Так зачем же я увел этот самолет?
Знай я заранее, что уже через десять минут после взлета из лондонского аэропорта горящая машина рухнет в Темзу, неужели я все равно полез бы в кабину? Возможно. Возможно, у меня уже тогда было смутное предчувствие странных событий, которые воспоследуют моему спасению.
Стоя здесь, посреди обезлюдевшего прибрежного городка, я вижу в витринном стекле отражение своего изодранного в клочья летного комбинезона и вспоминаю аэропорт и тот, оставшийся без охраны ангар. Семь дней назад мысли мои были холодны и напряжены, как стальные переплетения нависшего над головой купола. Пристегиваясь к пилотскому сиденью, я – нет, даже не понимал, а всем своим существом ощущал, что бесконечная череда жизненных неудач и фальстартов уступает наконец место простейшему и таинственнейшему из всех действий – полету.

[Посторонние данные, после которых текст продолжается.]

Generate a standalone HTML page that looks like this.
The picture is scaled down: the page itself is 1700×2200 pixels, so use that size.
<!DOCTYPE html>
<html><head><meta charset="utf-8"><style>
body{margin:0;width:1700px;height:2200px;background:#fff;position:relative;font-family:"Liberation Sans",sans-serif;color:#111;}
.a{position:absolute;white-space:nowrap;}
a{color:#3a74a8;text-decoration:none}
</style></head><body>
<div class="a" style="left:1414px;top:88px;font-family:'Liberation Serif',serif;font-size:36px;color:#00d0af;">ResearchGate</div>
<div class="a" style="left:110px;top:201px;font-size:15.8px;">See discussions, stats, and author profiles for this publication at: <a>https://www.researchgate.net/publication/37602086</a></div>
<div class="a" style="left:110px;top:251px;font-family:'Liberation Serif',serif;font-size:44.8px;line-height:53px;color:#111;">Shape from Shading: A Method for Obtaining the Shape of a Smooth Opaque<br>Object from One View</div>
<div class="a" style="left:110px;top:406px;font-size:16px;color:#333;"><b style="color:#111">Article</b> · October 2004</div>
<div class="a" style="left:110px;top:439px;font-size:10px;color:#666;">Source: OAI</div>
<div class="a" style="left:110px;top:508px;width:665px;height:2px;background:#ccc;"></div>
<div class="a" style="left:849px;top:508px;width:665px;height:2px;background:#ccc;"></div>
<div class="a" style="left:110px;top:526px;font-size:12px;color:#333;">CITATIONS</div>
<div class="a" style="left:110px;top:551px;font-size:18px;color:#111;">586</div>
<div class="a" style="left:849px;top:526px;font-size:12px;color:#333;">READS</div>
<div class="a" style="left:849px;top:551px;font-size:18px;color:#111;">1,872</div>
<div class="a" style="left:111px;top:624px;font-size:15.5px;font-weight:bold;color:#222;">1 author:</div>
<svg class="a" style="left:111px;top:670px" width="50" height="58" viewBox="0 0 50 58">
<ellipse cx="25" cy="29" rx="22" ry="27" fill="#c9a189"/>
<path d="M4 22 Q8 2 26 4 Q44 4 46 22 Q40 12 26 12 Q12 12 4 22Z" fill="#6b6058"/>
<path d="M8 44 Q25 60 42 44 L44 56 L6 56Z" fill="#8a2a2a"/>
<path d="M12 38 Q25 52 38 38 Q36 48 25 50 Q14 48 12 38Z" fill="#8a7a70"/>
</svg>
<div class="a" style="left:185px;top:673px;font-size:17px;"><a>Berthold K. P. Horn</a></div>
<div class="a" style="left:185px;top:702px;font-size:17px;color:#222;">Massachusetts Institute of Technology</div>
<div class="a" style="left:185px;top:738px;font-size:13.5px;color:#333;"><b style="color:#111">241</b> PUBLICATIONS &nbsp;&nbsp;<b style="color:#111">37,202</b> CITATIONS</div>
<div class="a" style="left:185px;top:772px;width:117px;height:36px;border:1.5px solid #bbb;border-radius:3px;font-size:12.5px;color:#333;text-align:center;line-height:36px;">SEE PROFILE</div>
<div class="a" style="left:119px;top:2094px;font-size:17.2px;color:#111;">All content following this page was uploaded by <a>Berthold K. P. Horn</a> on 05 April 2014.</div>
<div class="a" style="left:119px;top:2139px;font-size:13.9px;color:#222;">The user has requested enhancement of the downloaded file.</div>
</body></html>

Над киностудией кружат вертолеты. Вскоре в этом опустевшем торговом молле высадятся полицейские, сгорающие от нетерпения расспросить меня, куда это подевались все обитатели Шеппертона. Вот уж ошалеют они, обнаружив, как разительно преобразил я этот мирный поселок; даже жаль, что не увижу.

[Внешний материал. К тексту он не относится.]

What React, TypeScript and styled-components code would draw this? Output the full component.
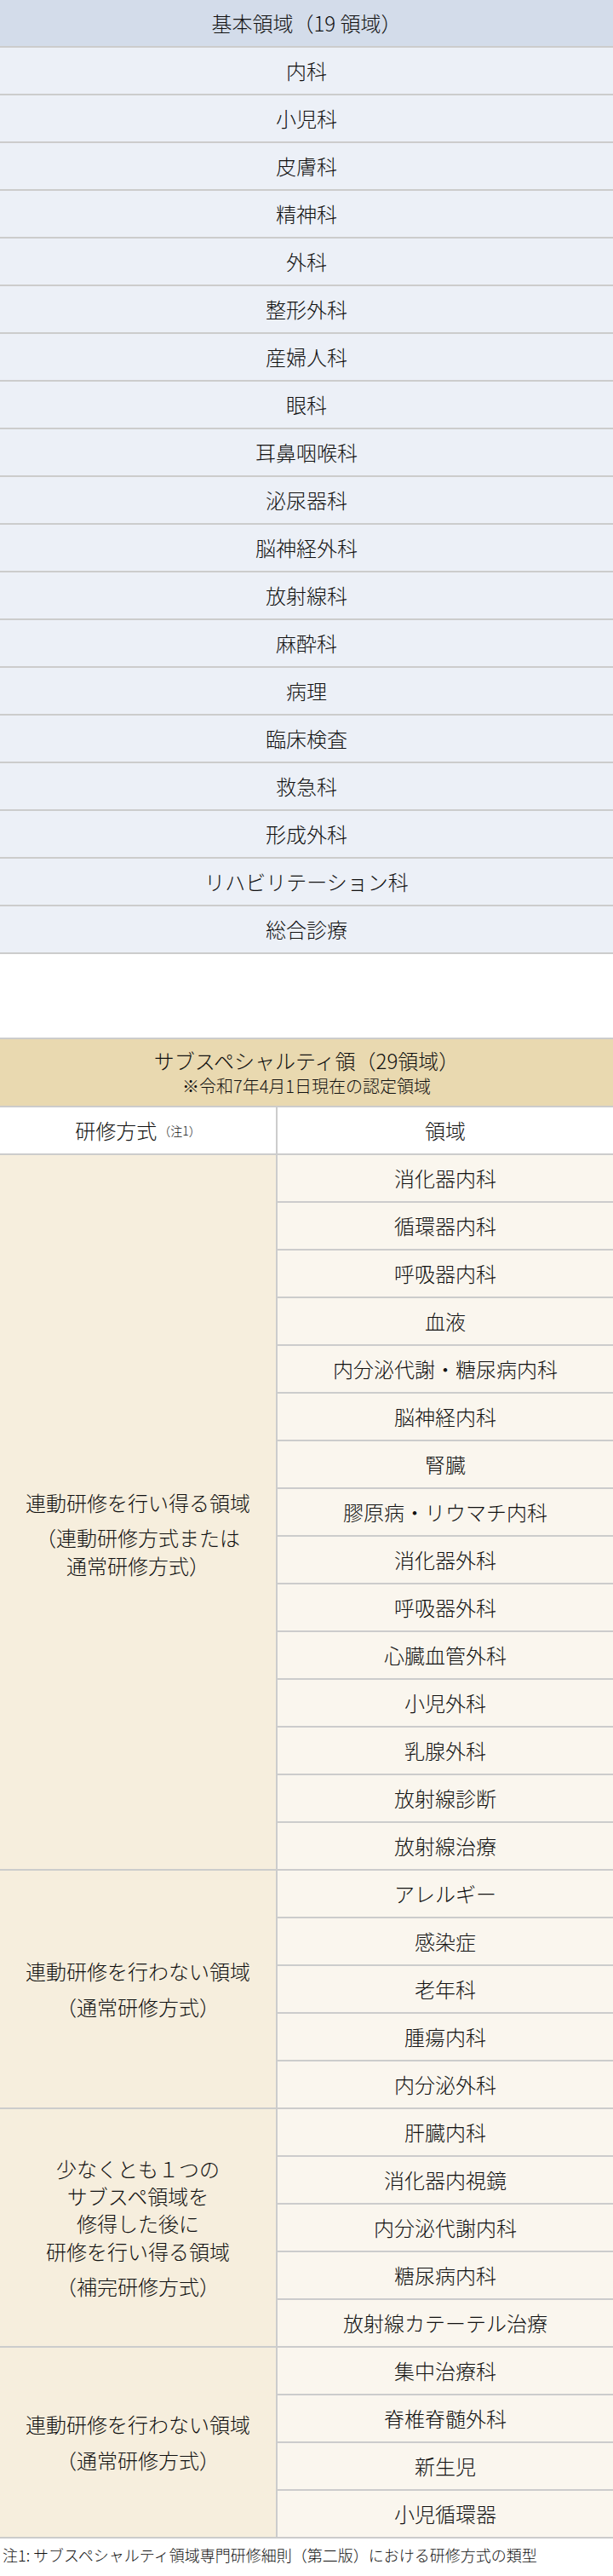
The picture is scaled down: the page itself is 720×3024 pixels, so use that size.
import React from 'react'
import styled, { createGlobalStyle } from 'styled-components'

const GlobalStyle = createGlobalStyle`
  * {
    box-sizing: border-box;
  }
  body {
    margin: 0;
    background-color: #ffffff;
    color: #111111;
    font-family: "Noto Sans CJK JP", "Noto Sans", sans-serif;
    font-weight: 300;
  }
`

const LINE = '#cccccc'

const PageStyled = styled.div`
  width: 720px;
`

const BasicTableStyled = styled.div`
  display: flex;
  flex-direction: column;
`

const BasicCellStyled = styled.div<{ head?: boolean }>`
  height: 56px;
  border-bottom: 2px solid ${LINE};
  background-color: ${props => props.head ? '#d3dcea' : '#ecf0f7'};
  display: flex;
  align-items: center;
  justify-content: center;
  font-size: 24px;
  line-height: 1;
`

const SubTableStyled = styled.div`
  margin-top: 98px;
  border-top: 2px solid ${LINE};
`

const SubHeadStyled = styled.div`
  height: 80px;
  border-bottom: 2px solid ${LINE};
  background-color: #e9d9b0;
  display: flex;
  flex-direction: column;
  align-items: center;
  justify-content: center;
  gap: 6px;
  line-height: 1.1;
`

const SubTitleStyled = styled.div`
  font-size: 24px;
`

const SubNoteStyled = styled.div`
  font-size: 20px;
`

const SplitRowStyled = styled.div`
  display: grid;
  grid-template-columns: 326px 1fr;
`

const ColHeadStyled = styled.div<{ left?: boolean }>`
  height: 56px;
  border-bottom: 2px solid ${LINE};
  border-right: ${props => props.left ? `2px solid ${LINE}` : 'none'};
  background-color: #ffffff;
  display: flex;
  align-items: center;
  justify-content: center;
  font-size: 24px;
  line-height: 1;
`

const NoteMarkStyled = styled.span`
  font-size: 14px;
  margin-left: 2px;
`

const GroupLabelStyled = styled.div<{ shift: number }>`
  border-right: 2px solid ${LINE};
  border-bottom: 2px solid ${LINE};
  background-color: #f6eedd;
  display: flex;
  flex-direction: column;
  align-items: center;
  justify-content: center;
  gap: 9px;
  padding-top: ${props => props.shift}px;
  text-align: center;
  font-size: 24px;
  line-height: 1.35;
`

const LabelBlockStyled = styled.div``

const FieldListStyled = styled.div`
  display: flex;
  flex-direction: column;
`

const FieldStyled = styled.div`
  height: 56px;
  border-bottom: 2px solid ${LINE};
  background-color: #faf6ee;
  display: flex;
  align-items: center;
  justify-content: center;
  font-size: 24px;
  line-height: 1;
`

const FootnoteStyled = styled.div`
  padding: 6px 0 0 3px;
  font-size: 18px;
  line-height: 27px;
`

type GroupType = {
  label: Array<Array<string>>,
  shift: number,
  fields: Array<string>
}

const basicFields = [
  '内科', '小児科', '皮膚科', '精神科', '外科', '整形外科', '産婦人科', '眼科', '耳鼻咽喉科',
  '泌尿器科', '脳神経外科', '放射線科', '麻酔科', '病理', '臨床検査', '救急科', '形成外科',
  'リハビリテーション科', '総合診療'
]

const groups: Array<GroupType> = [
  {
    label: [['連動研修を行い得る領域'], ['（連動研修方式または', '通常研修方式）']],
    shift: 52,
    fields: [
      '消化器内科', '循環器内科', '呼吸器内科', '血液', '内分泌代謝・糖尿病内科', '脳神経内科',
      '腎臓', '膠原病・リウマチ内科', '消化器外科', '呼吸器外科', '心臓血管外科', '小児外科',
      '乳腺外科', '放射線診断', '放射線治療'
    ]
  },
  {
    label: [['連動研修を行わない領域'], ['（通常研修方式）']],
    shift: 0,
    fields: ['アレルギー', '感染症', '老年科', '腫瘍内科', '内分泌外科']
  },
  {
    label: [['少なくとも１つの', 'サブスペ領域を', '修得した後に', '研修を行い得る領域'], ['（補完研修方式）']],
    shift: 0,
    fields: ['肝臓内科', '消化器内視鏡', '内分泌代謝内科', '糖尿病内科', '放射線カテーテル治療']
  },
  {
    label: [['連動研修を行わない領域'], ['（通常研修方式）']],
    shift: 0,
    fields: ['集中治療科', '脊椎脊髄外科', '新生児', '小児循環器']
  }
]

const renderGroup = (group: GroupType, index: number) => (
  <SplitRowStyled key={index}>
    <GroupLabelStyled shift={group.shift}>
      {group.label.map((lines, i) => (
        <LabelBlockStyled key={i}>
          {lines.map((line, j) => <div key={j}>{line}</div>)}
        </LabelBlockStyled>
      ))}
    </GroupLabelStyled>
    <FieldListStyled>
      {group.fields.map(field => <FieldStyled key={field}>{field}</FieldStyled>)}
    </FieldListStyled>
  </SplitRowStyled>
)

const App = () => (
  <PageStyled>
    <GlobalStyle />
    <BasicTableStyled>
      <BasicCellStyled head>基本領域（19 領域）</BasicCellStyled>
      {basicFields.map(field => <BasicCellStyled key={field}>{field}</BasicCellStyled>)}
    </BasicTableStyled>

    <SubTableStyled>
      <SubHeadStyled>
        <SubTitleStyled>サブスペシャルティ領（29領域）</SubTitleStyled>
        <SubNoteStyled>※令和7年4月1日現在の認定領域</SubNoteStyled>
      </SubHeadStyled>
      <SplitRowStyled>
        <ColHeadStyled left>研修方式<NoteMarkStyled>（注1）</NoteMarkStyled></ColHeadStyled>
        <ColHeadStyled>領域</ColHeadStyled>
      </SplitRowStyled>
      {groups.map(renderGroup)}
    </SubTableStyled>

    <FootnoteStyled>注1: サブスペシャルティ領域専門研修細則（第二版）における研修方式の類型</FootnoteStyled>
  </PageStyled>
)

export default App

Вспугнутые вертолетами птицы одна за другой взмывают в небо, и я понимаю, что пора уходить. Здесь их тысячи, со всех краев земли – фламинго и фрегаты, соколы и океанские альбатросы, словно вырвавшиеся на свободу из клеток большого, хорошо подобранного зверинца. Они сидят на портике заправочной станции, толкаются за место на крышах брошенных автомобилей. Когда я прислоняюсь к большому стоячему почтовому ящику, пытаясь привести хоть в какой‑то порядок лохмотья своего комбинезона, гарпия, стерегущая обреченные на вечное забвение письма, делает угрожающий выпад; можно подумать, что она меня забыла и теперь интересуется, кто он такой, этот одинокий летчик, внезапно занесенный ветром на пустынные улицы. Варварские плюмажи алых ибисов, какаду и попугаев ара сплошь покрывают молл; будь такое возможно, я прикрепил бы этот живой шлейф к своему поясу. За последние минуты, пока я перепроверял, что никого здесь не забыли, центр Шеппертона превратился в замечательный авиарий, огромный птичий заповедник, где царствуют кондоры.
Кондоры, они одни останутся со мной до конца. Вот и сейчас два огромных стервятника следят за каждым моим движением с бетонной крыши гаража. Края их крыльев перемазаны гнилью, между когтей желто поблескивает гной разлагающейся плоти – подлое золото в цепких лапах ростовщиков. Как и все остальные птицы, они ежесекундно готовы – я ясно это вижу – на меня напасть, взбудораженные вертолетами и глубокой, едва затянувшейся раной на моей груди.
Несмотря на все эти пригородные радости, я охотно бы здесь задержался, чтобы получше осмыслить происшедшее со мною и последствия этого для всех нас, последствия, далеко выходящие за пределы этого крошечного, в пятнадцати милях к западу от Лондона, городка. Куда ни посмотри, на залитых солнцем улицах царит спокойствие и тишина. У садовых калиток валяются игрушки, брошенные час назад недоигравшими и убежавшими прочь детьми; один из моих ближних забыл газонную поливалку, она так и крутится, раз за разом вскидывая над декоративным прудом миниатюрные, безупречно чистые радуги, словно в надежде заарканить в его невеликой глубине некую призрачную рыбу.
– Миссис Сент‑Клауд!.. Отец Уингейт!.. – Вдова, пытавшаяся финансировать мою летную школу, и священник, выудивший мои кости из речных отложений; уже сейчас я начинаю чувствовать, как мне их недостает.
– Мириам!.. Доктор Мириам!.. – Молоденькая врачиха, вернувшая к жизни меня, почти утонувшего.
Теперь все меня покинули. Сделав знак птицам следовать за мной, я пересекаю молл. На берегу реки есть укромное место, где я смогу переждать, пока вертолеты не уберутся.